The advanced version of *URLs* allows the user to import the content of
several URLs in a determined order; each URL can moreover be associated to a
distinct encoding and specific annotations. The emitted segmentation contains
a segment for the content of each imported URL.

.. _URLs_fig2:

.. figure:: figures/urls_advanced_example.png
    :align: center
    :alt: Advanced interface of the URLs widget
    :figclass: align-center
    :scale: 80%

    Figure 2: Advanced interface of the **URLs** widget.

The **Sources** section of the advanced interface (see
:ref:`figure 2 <URLs_fig2>` above) allows the user to specify the imported
URL(s) as well as their content's encoding, to determine the order in which
they appear in the output segmentation, and optionally to assign an
annotation.
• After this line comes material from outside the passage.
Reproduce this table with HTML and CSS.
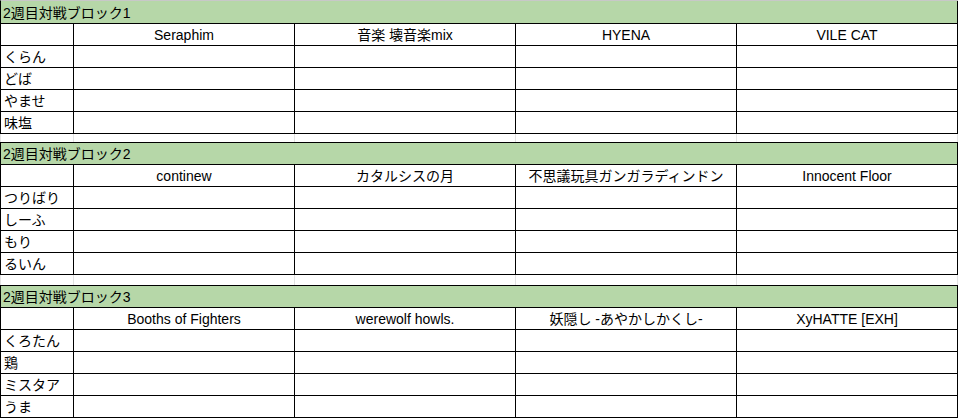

The list of imported URLs appears at the top of the window; the
columns of this list indicate (a) the URL, (b) the corresponding annotation
(if any), and (c) the encoding with which the content of each is associated.

In :ref:`figure 2 <URLs_fig2>`, we can see that two URLs are imported (only
the end of each URL is visible on the figure) and that each is provided with
an annotation whose key is *author*. The first URL associates value *Dickens*
with this key and is encoded in utf-8; the second one has value *Fitzgerald*
and is encoded in iso-8859-1.

The first buttons on the right of the imported URLs' list enable the user to
modify the order in which they appear in the output segmentation (**Move Up**
and **Move Down**), to delete an URL from the list (**Remove**) or to
completely empty it (**Clear All**). Except for **Clear All**, all these
buttons require the user to previously select an entry from the list. **Import
list** enables the user to import a list of URLs in JSON format (see
:doc:`JSON im-/export format <json_format>`) and to add it to the previously
selected sources. In the opposite **Export list** enables the user to export
the source list in a JSON file.

The remainder of the **Sources** section allows the user to add new URLs to
the list. these must first be inputted in the field with the same name before
they can be added to the list by clicking on the **Add** button. In order for
several URLs to be simultaneously added, they must be separated by the string
" / " (space + slash + space).

Before adding one or more URLs to the list by clicking on **Add**, it is
possible to select their encoding (**Encoding**), and to assign an annotation
by specifying its key in the **Annotation key** field and the corresponding
value in the **Annotation value** field. These three parameters (encoding,
key, value) will be applied to each URL appearing in the **URLs** field
at the moment of their addition to the list with **Add**.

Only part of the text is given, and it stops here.